Em outro extremo, Como Assassinar a Mídia em 2017 e seu autor Alan Soon estão confiantes que os prognósticos não são nada otimistas. Alan lista 22 formas de continuar caminhando na contramão do que se espera dos veículos de comunicação em 2017 e quem lê os tópicos consegue perceber que há empresas planejando esse “homicídio”. Ele ironiza que métricas são o melhor caminho para medir a qualidade das equipes, que os veículos devem ignorar ou fechar a seção de comentário, continuar explorando o uso de “exclusivo” sem repensá-lo, se acomodar com uma boa versão do site para desktop, ignorar as diversidades de gênero e de raça e, já que todos os seus amigos usam iPhones, nunca esquecer que Android é um lixo. Com essas e outra ironias ele é mais um que entra para o time que defende que se importar com o usuário é o que há em 2017.

3. Confusão

Será tudo uma grande confusão.

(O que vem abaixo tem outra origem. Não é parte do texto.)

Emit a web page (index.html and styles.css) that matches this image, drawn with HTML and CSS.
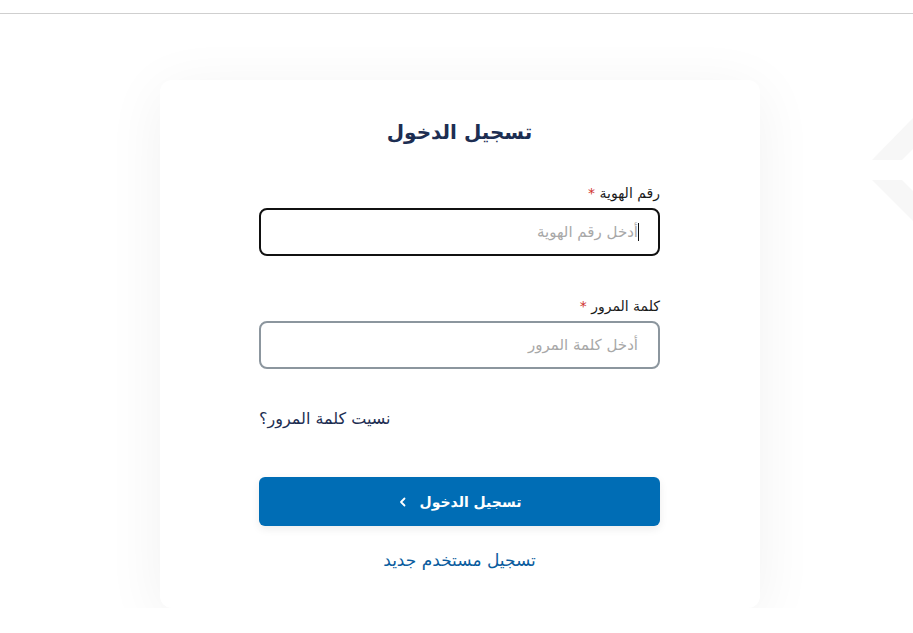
FILE: index.html
```html
<!DOCTYPE html>
<html lang="ar" dir="rtl">
<head>
  <meta charset="UTF-8" />
  <meta name="viewport" content="width=device-width, initial-scale=1.0"/>
  <title>تسجيل الدخول</title>
  <link rel="stylesheet" href="styles.css">
</head>
<body>
  <header class="topbar"></header>

  <svg class="deco" width="41" height="103" viewBox="0 0 41 103">
    <polygon points="41,0 0,42 30,42 41,31" fill="#f7f7f7"/>
    <polygon points="0,62 30,62 41,73 41,103" fill="#f7f7f7"/>
  </svg>

  <main class="page">
    <div class="card">
      <h1 class="title">تسجيل الدخول</h1>

      <form class="form">
        <label class="label">رقم الهوية <span class="req">*</span></label>
        <div class="input focused"><span class="placeholder">أدخل رقم الهوية</span><span class="caret"></span></div>

        <label class="label second">كلمة المرور <span class="req">*</span></label>
        <div class="input"><span class="placeholder">أدخل كلمة المرور</span></div>

        <a class="forgot" href="#">نسيت كلمة المرور؟</a>

        <button type="button" class="btn">تسجيل الدخول <span class="chev">
          <svg width="10" height="10" viewBox="0 0 10 10"><path d="M6.5 1.5 L3 5 L6.5 8.5" fill="none" stroke="#fff" stroke-width="1.8" stroke-linecap="round" stroke-linejoin="round"/></svg>
        </span></button>

        <a class="register" href="#">تسجيل مستخدم جديد</a>
      </form>
    </div>
  </main>
</body>
</html>
```

FILE: styles.css
```css
body { margin:0; background:#fff; font-family:"DejaVu Sans", "Noto Sans", sans-serif; color:#1c2b4a; overflow:hidden; }
.topbar { height:13px; border-bottom:1px solid #cfcfcf; background:#fff; }
.deco { position:absolute; left:872px; top:118px; }
.page { display:flex; justify-content:center; padding-top:66px; padding-left:7px; }
.card { width:600px; height:528px; box-sizing:border-box; background:#fff; border-radius:12px; box-shadow:0 10px 60px rgba(0,0,0,0.06); padding:36px 100px 0 99px; }
.title { margin:0 0 35px; text-align:center; font-size:20px; font-weight:bold; color:#1d2e52; line-height:32px; }
.form { display:flex; flex-direction:column; }
.label { font-size:14px; line-height:20px; color:#1a1a1a; margin-bottom:5px; }
.label.second { margin-top:40px; }
.req { color:#d0312d; }
.input { height:48px; box-sizing:border-box; border:2px solid #8c969e; border-radius:8px; display:flex; align-items:center; padding:0 20px; }
.input.focused { border-color:#111; }
.placeholder { font-size:15px; color:#a8a8a8; }
.caret { width:1px; height:18px; background:#111; margin-right:-1px; order:-1; }
.forgot { align-self:flex-end; margin-top:39px; font-size:16px; line-height:22px; color:#1d2e52; text-decoration:none; }
.btn { margin-top:47px; height:49px; border:none; border-radius:6px; background:#006db5; color:#fff; font-family:inherit; font-size:14px; font-weight:bold; display:flex; justify-content:center; align-items:center; gap:12px; box-shadow:0 3px 8px rgba(0,0,0,0.08); }
.chev { display:inline-flex; }
.register { align-self:center; margin-top:21px; font-size:17px; line-height:26px; color:#0a5c9e; text-decoration:none; }
```
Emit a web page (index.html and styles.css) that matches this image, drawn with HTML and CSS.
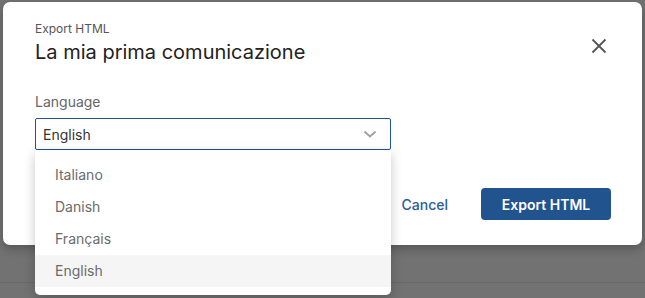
FILE: index.html
```html
<!DOCTYPE html>
<html lang="en">

<head>
    <meta charset="UTF-8">
    <meta name="viewport" content="width=device-width, initial-scale=1.0">
    <title>Export HTML</title>
    <link rel="stylesheet" href="styles.css">
</head>

<body>
    <div class="backdrop">
        <div class="backdrop-line"></div>
    </div>

    <div class="page">
        <div class="dialog">
            <div class="dialog-head">
                <div class="titles">
                    <p class="eyebrow">Export HTML</p>
                    <h1 class="title">La mia prima comunicazione</h1>
                </div>
                <button class="close" aria-label="Close">
                    <svg width="24" height="24" viewBox="0 0 24 24">
                        <path d="M5.5 5.5 L18.5 18.5 M18.5 5.5 L5.5 18.5" stroke="#555" stroke-width="1.8" fill="none" />
                    </svg>
                </button>
            </div>

            <label class="field-label">Language</label>
            <div class="select-wrap">
                <div class="select">
                    <span>English</span>
                    <svg class="chevron" width="14" height="8" viewBox="0 0 14 8">
                        <path d="M1.5 1.5 L7 6.5 L12.5 1.5" stroke="#a0a0a0" stroke-width="1.8" fill="none" />
                    </svg>
                </div>
                <ul class="menu">
                    <li class="option">Italiano</li>
                    <li class="option">Danish</li>
                    <li class="option">Français</li>
                    <li class="option active">English</li>
                </ul>
            </div>

            <div class="dialog-foot">
                <button class="btn-text">Cancel</button>
                <button class="btn-primary">Export HTML</button>
            </div>
        </div>
    </div>
</body>

</html>
```

FILE: styles.css
```css
body {
    font-family: Inter, "Noto Sans", sans-serif;
    margin: 0;
    padding: 0;
    background-color: #727272;
    height: 298px;
    overflow: hidden;
    position: relative;
}

/* page behind the overlay */
.backdrop {
    position: absolute;
    inset: 0;
}

.backdrop-line {
    position: absolute;
    top: 282px;
    left: 0;
    right: 0;
    border-top: 1px solid #6a6a6a;
}

.page {
    position: relative;
    padding: 2px 3px 0;
}

.dialog {
    width: 639px;
    height: 243px;
    box-sizing: border-box;
    background-color: #ffffff;
    border-radius: 7px;
    padding: 19px 31px 0 32px;
    box-shadow: 0 4px 10px rgba(0, 0, 0, 0.25);
}

.dialog-head {
    display: flex;
    justify-content: space-between;
    align-items: flex-start;
}

.eyebrow {
    margin: 0;
    font-size: 12px;
    line-height: 16px;
    color: #555;
}

.title {
    margin: 1px 0 0;
    font-size: 20px;
    line-height: 28px;
    font-weight: 400;
    color: #222;
}

.close {
    width: 24px;
    height: 24px;
    padding: 0;
    margin-top: 13px;
    border: none;
    background: none;
    cursor: pointer;
    display: flex;
}

.field-label {
    display: block;
    margin-top: 26px;
    font-size: 14px;
    line-height: 20px;
    color: #666;
}

.select-wrap {
    position: relative;
    width: 356px;
    margin-top: 6px;
}

.select {
    height: 32px;
    box-sizing: border-box;
    border: 1px solid #1f5296;
    border-radius: 2px;
    padding: 0 13px 0 7px;
    display: flex;
    align-items: center;
    justify-content: space-between;
    font-size: 14px;
    color: #333;
}

.menu {
    position: absolute;
    top: 100%;
    left: 0;
    width: 100%;
    margin: 0;
    padding: 9px 0 8px;
    list-style: none;
    background-color: #ffffff;
    border-radius: 0 0 5px 5px;
    box-shadow: 0 4px 12px rgba(0, 0, 0, 0.22);
    z-index: 2;
}

.option {
    height: 32px;
    line-height: 32px;
    padding-left: 20px;
    font-size: 14px;
    color: #6b6b6b;
}

.option.active {
    background-color: #f5f5f5;
}

.dialog-foot {
    display: flex;
    justify-content: flex-end;
    align-items: center;
    margin-top: 38px;
}

.btn-text {
    height: 32px;
    padding: 0 17px;
    margin-right: 16px;
    border: none;
    background: none;
    font-family: inherit;
    font-size: 14px;
    font-weight: 500;
    color: #2b5c9c;
    cursor: pointer;
}

.btn-primary {
    width: 130px;
    height: 32px;
    border: none;
    border-radius: 4px;
    background-color: #21538f;
    color: #ffffff;
    font-family: inherit;
    font-size: 14px;
    font-weight: 600;
    cursor: pointer;
}
```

É isso que defende o professor Charlie Beckett em seu texto Jornalismo em 2017: vai ser bagunçado!. Suas contribuições para o ano pedem um pouco de freio ao ponderar que as tendências não surgem dentro da limitação de 12 meses, elas são percebidas fora desse calendário. Mas ele chama atenção que o tempo em que os jornalistas têm corrido contra as perdas de receita deverá ser revisto com a definição de prioridades e foco no que funciona. Este ano, acredita Beckett, empresas especializadas em auxiliar organizações de notícias a criar ou conectar conteúdos, como as relacionadas a análise de dados, ganharão força.  Sobre o público, ele escreve que o desafio principal é: 2017 tem de ser o ano em que os jornalistas trabalham ainda mais para ir além da audiência principal de viciados em notícias para atrair consumidores mais jovens e mais diversificados que cada vez mais só descobrem notícias fora dos canais tradicionais

4. Muitas vozes

Predictions for Journalism, do Nieman Lab, reúne mais de 140 textos de gente que pensa o Jornalismo. Novamente: foco em entender quem é o seu público leitor, com os desafios de colocar as pessoas no centro, dar suporte aos leitores, encontrar modelos de mensuração novos capazes de entender questões como engajamento, intenção e tempo, além de (novamente) priorizar conteúdos, em vez de criar tudo para todos em uma corrida pelo clique. “Em 2017, os editores que otimizam a qualidade do conteúdo sobre a quantidade de cliques vão ganhar a lealdade – e os negócios – de leitores. Suas audiências podem ser menores, mas eles podem ser mais valiosos”, destaca Keren Goldshlager.